Craig Shirley, the author of two books on Ronald Reagan, has sicced his lawyer on Rick Perlstein, whose '70s history The Invisible Bridge was published by Simon & Schuster this week. Shirley's attorney is demanding that the publisher pulp Perlstein's book, pay $25 million in damages, and take out ads apologizing to Shirley in The New York Times, The Washington Post, Newsweek, The Nation, The New Republic, Slate, and Salon.

What provoked these demands? Basically, the 810 pages of The Invisible Bridge include some information that can also be found in Shirley's book Reagan's Revolution, and in some places Perlstein paraphrases Shirley. Shirley thinks this constitutes copyright infringement. If you'd like to read the bill of particulars, Dave Weigel has posted the attorney's letters and Simon & Schuster's response at Slate, and Shirley himself has posted a litany of alleged thefts on his website.

In the first item on the latter list, the two books do sound alike: Describing the red-light district in Kansas City, Perlstein echoes not just the info in Shirley's text but Shirley's words "festooned" and "smut peddlers." After that, though, we essentially get a list of places where the two writers cited the same facts. Facts are not copyrightable, and one pair of similar sentences does not an infringement make. I don't see a dollar's worth of damages here, let alone 25 million.

Perlstein has posted his source notes online, and they include dozens of citations to Shirley's book, often with direct links to the pages he's drawing on. So it's not as though he's trying to conceal where those facts were found. Shirley is upset that the references do not also appear in the physical text, but the book tells readers exactly where to find them.

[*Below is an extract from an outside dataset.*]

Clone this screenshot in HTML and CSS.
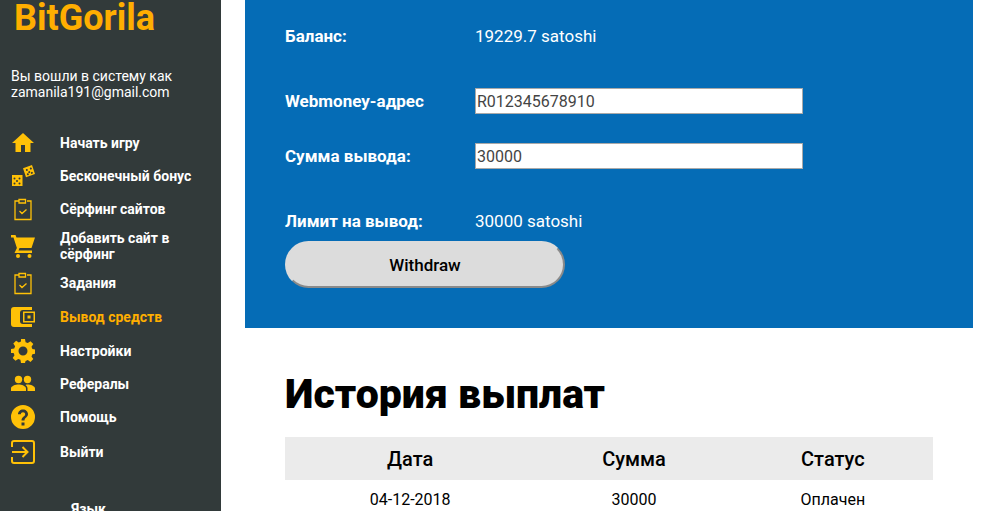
FILE: index.html
```html
<!DOCTYPE html>
<html lang="ru">
<head>
    <meta charset="UTF-8">
    <title>BitGorila</title>
    <link rel="stylesheet" href="styles.css">
</head>
<body>
    <aside class="sidebar">
        <div class="logo">BitGorila</div>
        <div class="user-info">Вы вошли в систему как<br>zamanila191@gmail.com</div>
        <nav class="menu">
            <a class="menu-item">
                <svg class="menu-icon" viewBox="0 0 24 24"><path d="M10 21v-7h4v7h5.5v-9H23L12 2 1 12h3.500v9z"/></svg>
                <span>Начать игру</span>
            </a>
            <a class="menu-item">
                <svg class="menu-icon" viewBox="0 0 24 24"><path fill-rule="evenodd" d="M1 11h10.500v11H1zM3.500 13.500a1 1 0 1 0 0 2 1 1 0 0 0 0-2zm5 0a1 1 0 1 0 0 2 1 1 0 0 0 0-2zm-2.500 2.500a1 1 0 1 0 0 2 1 1 0 0 0 0-2zm-2.500 2.500a1 1 0 1 0 0 2 1 1 0 0 0 0-2zm5 0a1 1 0 1 0 0 2 1 1 0 0 0 0-2z"/><path fill-rule="evenodd" d="M12 4.300 21 1l3 9-9 3.300zM15.500 5a1 1 0 1 0 .7 1.900 1 1 0 0 0-.7-1.900zm4-1.400a1 1 0 1 0 .7 1.900 1 1 0 0 0-.7-1.900zm-1.600 3.600a1 1 0 1 0 .7 1.900 1 1 0 0 0-.7-1.900zm-1.400 2.100a1 1 0 1 0 .7 1.900 1 1 0 0 0-.7-1.900zm4-1.400a1 1 0 1 0 .7 1.900 1 1 0 0 0-.7-1.900z"/></svg>
                <span>Бесконечный бонус</span>
            </a>
            <a class="menu-item">
                <svg class="menu-icon" viewBox="0 0 24 24"><path class="outline" d="M8 4H4v18.500h16V4h-4M8 2.500h6.500V6H8zM8.500 14l2.500 2.500 4.500-4"/></svg>
                <span>Сёрфинг сайтов</span>
            </a>
            <a class="menu-item">
                <svg class="menu-icon" viewBox="0 0 24 24"><path d="M0 1h4.500l1 2.500H24l-3.500 10.500H8.500l-1 2.500H21v2.500H3.500l2.400-5L2.500 3.500H0z"/><circle cx="7" cy="22" r="2"/><circle cx="18.500" cy="22" r="2"/></svg>
                <span>Добавить сайт в сёрфинг</span>
            </a>
            <a class="menu-item">
                <svg class="menu-icon" viewBox="0 0 24 24"><path class="outline" d="M8 4H4v18.500h16V4h-4M8 2.500h6.500V6H8zM8.500 14l2.500 2.500 4.500-4"/></svg>
                <span>Задания</span>
            </a>
            <a class="menu-item active">
                <svg class="menu-icon" viewBox="0 0 24 24"><path fill-rule="evenodd" d="M3 2h18v3h-9a3 3 0 0 0-3 3v8a3 3 0 0 0 3 3h9v3H3a3 3 0 0 1-3-3V5a3 3 0 0 1 3-3zM12 6.500h12v11H12zM13.500 8v8H22.500V8zM16.500 10.500h3v3h-3z"/></svg>
                <span>Вывод средств</span>
            </a>
            <a class="menu-item">
                <svg class="menu-icon" viewBox="0 0 24 24"><path fill-rule="evenodd" d="M10 0h4l.6 3.200 2.200.9L19.500 2.300l2.800 2.800-1.800 2.700.9 2.200 3.200.6v4l-3.200.6-.9 2.200 1.800 2.700-2.800 2.800-2.700-1.800-2.200.9L14 24h-4l-.6-3.200-2.200-.9-2.700 1.800-2.800-2.800 1.800-2.700-.9-2.200L0 14v-4l3.200-.6.9-2.200-1.800-2.700 2.800-2.800 2.700 1.800 2.200-.9zM12 7.500a4.500 4.500 0 1 0 0 9 4.500 4.500 0 0 0 0-9z"/></svg>
                <span>Настройки</span>
            </a>
            <a class="menu-item">
                <svg class="menu-icon" viewBox="0 0 24 24"><circle cx="7.500" cy="7.500" r="3.700"/><circle cx="16.500" cy="7.500" r="3.700"/><path d="M0 19v-2.500c0-2.500 4.500-4 7.500-4s7.500 1.500 7.500 4V19zM16.500 19v-2.500c0-1.500-.8-2.800-2-3.600.7-.2 1.400-.4 2-.4 3 0 7.500 1.500 7.500 4V19z"/></svg>
                <span>Рефералы</span>
            </a>
            <a class="menu-item">
                <svg class="menu-icon" viewBox="0 0 24 24"><path fill-rule="evenodd" d="M12 0a12 12 0 1 1 0 24 12 12 0 0 1 0-24zM10.500 17.500v3h3v-3zM12 4.500c-2.800 0-5 2.100-5 4.800h2.800c0-1.200 1-2.100 2.200-2.100s2.200.9 2.200 2.100c0 2.300-3.700 2.300-3.700 6.200h3c0-2.800 3.500-3.200 3.500-6.200 0-2.700-2.200-4.800-5-4.800z"/></svg>
                <span>Помощь</span>
            </a>
            <a class="menu-item">
                <svg class="menu-icon" viewBox="0 0 24 24"><path class="exit" d="M1 7V3a2 2 0 0 1 2-2h18a2 2 0 0 1 2 2v18a2 2 0 0 1-2 2H3a2 2 0 0 1-2-2v-4M1 12h15M11.500 7l5 5-5 5"/></svg>
                <span>Выйти</span>
            </a>
        </nav>
        <div class="lang">Язык</div>
    </aside>

    <main class="content">
        <section class="panel">
            <div class="row row-balance">
                <div class="row-label">Баланс:</div>
                <div>19229.7 satoshi</div>
            </div>
            <div class="row row-wallet">
                <div class="row-label">Webmoney-адрес</div>
                <input class="field" value="R012345678910">
            </div>
            <div class="row row-sum">
                <div class="row-label">Сумма вывода:</div>
                <input class="field" value="30000">
            </div>
            <div class="row row-limit">
                <div class="row-label">Лимит на вывод:</div>
                <div>30000 satoshi</div>
            </div>
            <button class="withdraw">Withdraw</button>
        </section>

        <section class="history">
            <h1>История выплат</h1>
            <table>
                <thead>
                    <tr><th>Дата</th><th>Сумма</th><th>Статус</th></tr>
                </thead>
                <tbody>
                    <tr><td>04-12-2018</td><td>30000</td><td>Оплачен</td></tr>
                </tbody>
            </table>
        </section>
    </main>
</body>
</html>
```

FILE: styles.css
```css
html,body{
    margin: 0;
    padding: 0;
    height: 100%;
    overflow: hidden;
}
body{
    display: flex;
    background-color: #fff;
    font-family: Roboto, "Liberation Sans", sans-serif;
}
.sidebar{
    width: 221px;
    flex: none;
    background-color: #323a3a;
    color: #fff;
}
.logo{
    margin: -4px 0 0 14px;
    font-size: 36px;
    line-height: 44px;
    font-weight: 700;
    color: #ffae00;
}
.user-info{
    margin: 28px 0 0 11px;
    font-size: 14px;
    line-height: 16px;
}
.menu{
    display: grid;
    grid-template-rows: 32px 33px 33px 41px 34px 33px 35px 32px 33px 38px;
    margin-top: 27px;
}
.menu-item{
    display: flex;
    align-items: center;
    padding-left: 11px;
    font-size: 14px;
    line-height: 16px;
    font-weight: 700;
}
.menu-item span{
    margin-left: 25px;
    width: 140px;
}
.menu-item.active{
    color: #ffae00;
}
.menu-icon{
    width: 24px;
    height: 24px;
    flex: none;
    fill: #ffc107;
}
.outline{
    fill: none;
    stroke: #ffc107;
    stroke-width: 1.300;
}
.exit{
    fill: none;
    stroke: #ffc107;
    stroke-width: 2;
}
.lang{
    margin: 30px 0 0 71px;
    font-size: 14px;
    font-weight: 700;
}
.content{
    flex: 1;
    padding: 0 21px 0 24px;
}
.panel{
    height: 328px;
    box-sizing: border-box;
    padding: 0 40px;
    background-color: #056cb6;
    color: #fff;
    font-size: 17px;
}
.row{
    display: flex;
    align-items: center;
    height: 26px;
}
.row-label{
    width: 190px;
    font-weight: 700;
}
.row-balance{
    padding-top: 23px;
}
.row-wallet{
    margin-top: 39px;
}
.row-sum{
    margin-top: 29px;
}
.row-limit{
    margin-top: 39px;
}
.field{
    width: 328px;
    height: 26px;
    box-sizing: border-box;
    padding: 0 1px;
    border: 1px solid #a9a9a9;
    background-color: #fff;
    color: #444;
    font-family: Roboto, sans-serif;
    font-size: 16px;
}
.withdraw{
    display: block;
    width: 280px;
    height: 47px;
    margin-top: 7px;
    padding: 0;
    border: 2px solid #dcdcdc;
    border-right-color: #8a8a8a;
    border-bottom-color: #8a8a8a;
    border-radius: 24px;
    background-color: #dcdcdc;
    color: #000;
    font-family: Roboto, sans-serif;
    font-size: 17px;
    font-weight: 500;
}
.history{
    padding: 0 40px;
}
h1{
    margin: 42px 0 0;
    font-size: 41px;
    line-height: 48px;
    font-weight: 900;
    color: #000;
}
table{
    width: 648px;
    margin-top: 19px;
    border-collapse: collapse;
    color: #000;
}
th{
    height: 43px;
    padding: 0;
    background-color: #ebebeb;
    font-size: 20px;
    font-weight: 500;
}
td{
    height: 38px;
    padding: 0;
    text-align: center;
    font-size: 16px;
}
```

The worst you can say is that there are a few spots where the notes call Shirley's book "The Reagan Revolution" instead of "Reagan's Revolution." I believe the legal term for such an error is "a typo."

I have both praised and criticized Perlstein's writing in the past, and I'm writing a review of The Invisible Bridge which will both praise and criticize it some more. Mostly praise—I think it's a good book. But where I do find fault with it, I'll take issue with its arguments, not with the fact that it incorporates information from a text the author cites repeatedly.